Pull every line containing "with" from the entries.

DATA PROVIDED
::::

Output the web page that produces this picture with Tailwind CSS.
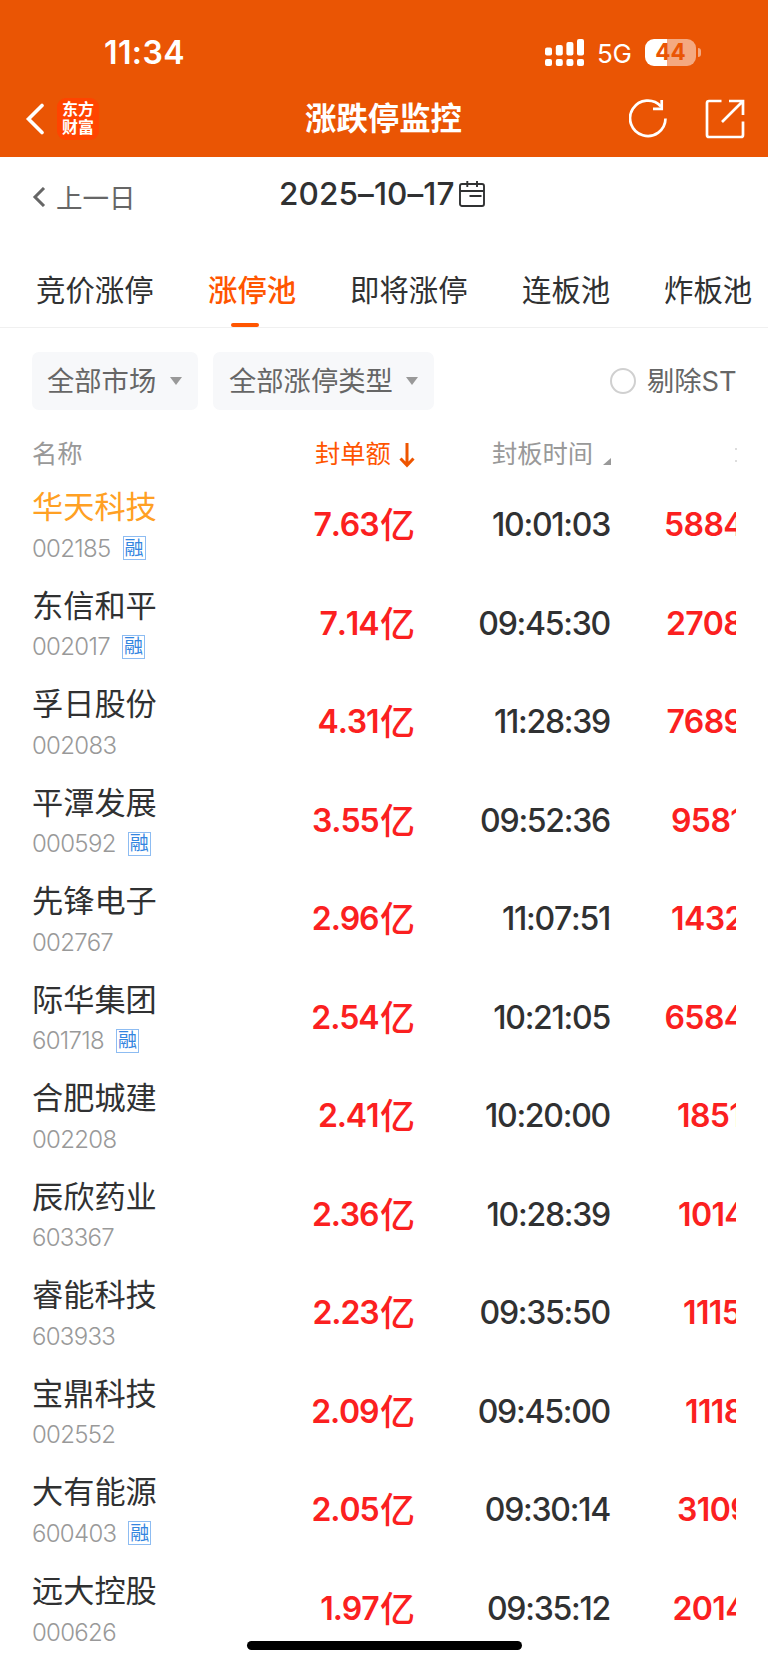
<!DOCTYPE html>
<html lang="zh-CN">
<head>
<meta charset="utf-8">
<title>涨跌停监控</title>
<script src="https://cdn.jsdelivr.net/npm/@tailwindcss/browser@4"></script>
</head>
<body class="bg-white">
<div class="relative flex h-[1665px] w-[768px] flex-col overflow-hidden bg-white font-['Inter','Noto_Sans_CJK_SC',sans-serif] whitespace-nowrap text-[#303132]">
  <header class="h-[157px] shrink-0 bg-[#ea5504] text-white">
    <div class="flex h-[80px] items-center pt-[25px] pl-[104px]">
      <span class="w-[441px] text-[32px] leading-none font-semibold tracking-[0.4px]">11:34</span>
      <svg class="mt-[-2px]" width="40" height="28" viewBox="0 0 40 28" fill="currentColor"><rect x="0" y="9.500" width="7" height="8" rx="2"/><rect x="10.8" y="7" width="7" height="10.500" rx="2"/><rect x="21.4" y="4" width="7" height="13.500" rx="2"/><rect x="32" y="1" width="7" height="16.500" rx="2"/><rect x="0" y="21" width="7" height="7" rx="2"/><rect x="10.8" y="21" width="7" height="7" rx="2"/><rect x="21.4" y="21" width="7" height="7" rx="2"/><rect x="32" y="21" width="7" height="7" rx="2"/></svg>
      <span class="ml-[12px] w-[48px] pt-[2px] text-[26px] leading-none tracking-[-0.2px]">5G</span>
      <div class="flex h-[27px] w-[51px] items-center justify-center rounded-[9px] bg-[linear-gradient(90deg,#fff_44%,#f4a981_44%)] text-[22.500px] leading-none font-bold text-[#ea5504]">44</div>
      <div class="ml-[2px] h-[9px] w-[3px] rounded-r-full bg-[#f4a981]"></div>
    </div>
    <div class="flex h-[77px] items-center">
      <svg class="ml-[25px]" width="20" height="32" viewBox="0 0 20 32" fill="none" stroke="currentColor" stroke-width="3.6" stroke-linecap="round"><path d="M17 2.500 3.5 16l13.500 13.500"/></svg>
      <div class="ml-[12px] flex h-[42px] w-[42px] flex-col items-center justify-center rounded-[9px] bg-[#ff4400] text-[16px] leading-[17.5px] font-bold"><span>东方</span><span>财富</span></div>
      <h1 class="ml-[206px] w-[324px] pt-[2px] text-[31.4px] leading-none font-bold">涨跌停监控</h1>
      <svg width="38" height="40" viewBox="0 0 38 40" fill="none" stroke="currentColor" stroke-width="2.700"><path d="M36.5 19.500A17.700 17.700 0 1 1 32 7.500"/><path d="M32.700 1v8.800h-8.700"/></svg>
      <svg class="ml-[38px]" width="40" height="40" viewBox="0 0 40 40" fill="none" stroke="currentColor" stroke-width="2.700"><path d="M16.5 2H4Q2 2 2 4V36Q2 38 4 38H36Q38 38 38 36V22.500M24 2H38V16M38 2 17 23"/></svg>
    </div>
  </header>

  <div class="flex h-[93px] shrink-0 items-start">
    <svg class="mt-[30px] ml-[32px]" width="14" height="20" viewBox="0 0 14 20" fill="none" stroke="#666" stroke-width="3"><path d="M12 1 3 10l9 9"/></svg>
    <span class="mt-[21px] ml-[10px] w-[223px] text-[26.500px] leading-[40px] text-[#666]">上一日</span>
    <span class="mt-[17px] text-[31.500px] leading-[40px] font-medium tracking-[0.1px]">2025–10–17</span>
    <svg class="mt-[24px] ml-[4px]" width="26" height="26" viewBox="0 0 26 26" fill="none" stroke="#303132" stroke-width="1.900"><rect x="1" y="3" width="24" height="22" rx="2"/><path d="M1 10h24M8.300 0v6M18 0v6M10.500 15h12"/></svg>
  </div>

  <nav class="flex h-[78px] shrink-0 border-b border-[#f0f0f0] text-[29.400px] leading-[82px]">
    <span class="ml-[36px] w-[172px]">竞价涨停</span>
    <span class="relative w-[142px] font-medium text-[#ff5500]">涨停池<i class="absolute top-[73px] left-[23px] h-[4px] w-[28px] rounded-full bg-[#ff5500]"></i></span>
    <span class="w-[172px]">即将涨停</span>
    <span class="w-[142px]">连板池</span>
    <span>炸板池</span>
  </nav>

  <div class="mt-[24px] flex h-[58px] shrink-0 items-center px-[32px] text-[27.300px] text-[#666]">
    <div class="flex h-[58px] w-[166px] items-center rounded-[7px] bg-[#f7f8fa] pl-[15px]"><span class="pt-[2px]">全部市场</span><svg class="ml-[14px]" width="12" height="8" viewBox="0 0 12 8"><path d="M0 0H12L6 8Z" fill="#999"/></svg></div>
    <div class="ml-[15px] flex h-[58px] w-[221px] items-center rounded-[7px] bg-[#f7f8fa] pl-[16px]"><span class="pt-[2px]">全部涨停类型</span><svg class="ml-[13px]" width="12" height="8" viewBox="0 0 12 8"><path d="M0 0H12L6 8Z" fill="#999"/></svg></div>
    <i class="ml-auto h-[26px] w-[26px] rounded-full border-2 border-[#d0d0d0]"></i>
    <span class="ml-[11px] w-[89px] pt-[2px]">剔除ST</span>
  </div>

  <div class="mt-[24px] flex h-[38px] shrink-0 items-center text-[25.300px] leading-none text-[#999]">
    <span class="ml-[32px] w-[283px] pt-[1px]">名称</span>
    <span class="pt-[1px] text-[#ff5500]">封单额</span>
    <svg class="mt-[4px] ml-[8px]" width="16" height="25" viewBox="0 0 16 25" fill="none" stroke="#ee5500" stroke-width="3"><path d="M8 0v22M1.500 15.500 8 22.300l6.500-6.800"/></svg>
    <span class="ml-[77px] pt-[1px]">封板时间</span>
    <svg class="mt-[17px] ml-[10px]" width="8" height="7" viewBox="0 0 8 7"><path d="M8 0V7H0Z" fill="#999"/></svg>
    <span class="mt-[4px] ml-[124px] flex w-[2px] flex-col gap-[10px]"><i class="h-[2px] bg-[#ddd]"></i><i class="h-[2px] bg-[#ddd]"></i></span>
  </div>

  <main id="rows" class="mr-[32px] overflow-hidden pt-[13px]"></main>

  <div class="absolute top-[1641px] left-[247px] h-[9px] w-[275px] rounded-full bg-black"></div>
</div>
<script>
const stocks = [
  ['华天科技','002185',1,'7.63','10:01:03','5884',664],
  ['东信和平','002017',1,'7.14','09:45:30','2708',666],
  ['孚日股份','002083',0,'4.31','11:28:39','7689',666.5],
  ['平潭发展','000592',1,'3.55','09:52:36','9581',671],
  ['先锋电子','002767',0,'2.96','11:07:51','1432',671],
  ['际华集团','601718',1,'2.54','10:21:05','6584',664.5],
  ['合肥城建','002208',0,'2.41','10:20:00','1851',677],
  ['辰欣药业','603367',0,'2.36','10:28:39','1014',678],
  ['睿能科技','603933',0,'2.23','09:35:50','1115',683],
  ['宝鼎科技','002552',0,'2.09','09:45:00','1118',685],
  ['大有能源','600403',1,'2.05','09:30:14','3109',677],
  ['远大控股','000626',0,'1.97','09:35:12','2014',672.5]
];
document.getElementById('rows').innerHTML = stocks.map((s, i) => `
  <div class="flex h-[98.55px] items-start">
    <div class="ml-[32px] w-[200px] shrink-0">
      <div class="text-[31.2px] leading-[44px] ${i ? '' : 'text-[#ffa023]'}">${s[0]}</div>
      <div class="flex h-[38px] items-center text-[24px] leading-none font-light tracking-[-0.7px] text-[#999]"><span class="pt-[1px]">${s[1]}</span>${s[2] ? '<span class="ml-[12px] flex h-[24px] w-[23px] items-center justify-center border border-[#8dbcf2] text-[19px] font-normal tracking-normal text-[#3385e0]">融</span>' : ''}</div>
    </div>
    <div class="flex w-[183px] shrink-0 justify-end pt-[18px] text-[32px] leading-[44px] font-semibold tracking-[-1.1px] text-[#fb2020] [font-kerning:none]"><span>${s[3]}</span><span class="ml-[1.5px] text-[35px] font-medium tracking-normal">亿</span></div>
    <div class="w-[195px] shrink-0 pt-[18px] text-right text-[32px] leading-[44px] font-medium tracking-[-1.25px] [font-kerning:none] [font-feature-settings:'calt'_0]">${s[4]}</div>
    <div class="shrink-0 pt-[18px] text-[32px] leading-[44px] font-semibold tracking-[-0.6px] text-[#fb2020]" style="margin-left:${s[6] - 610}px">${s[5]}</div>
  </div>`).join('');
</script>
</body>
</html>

::::

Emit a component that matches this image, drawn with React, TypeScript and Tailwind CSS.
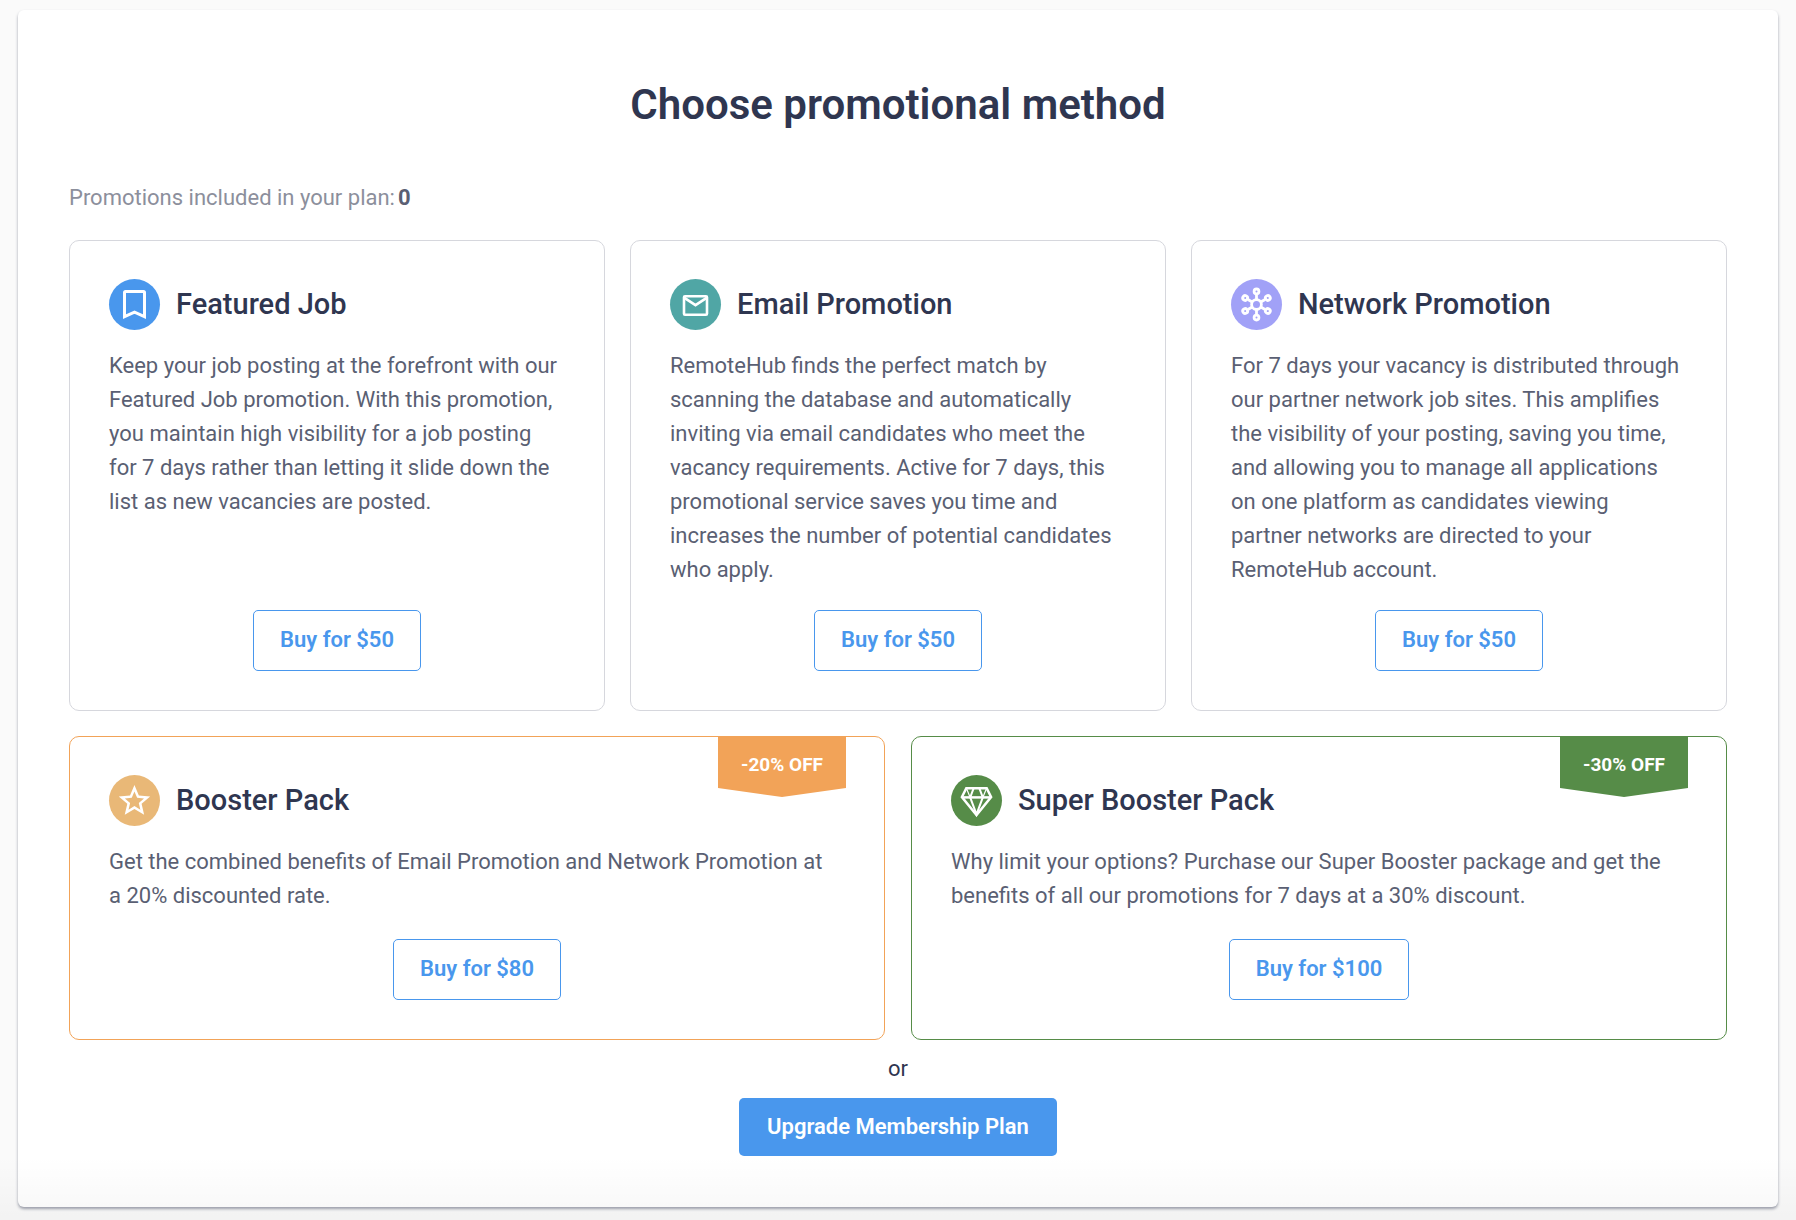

::::

ANSWER
Output the web page that produces this picture with Tailwind CSS.
Emit a component that matches this image, drawn with React, TypeScript and Tailwind CSS.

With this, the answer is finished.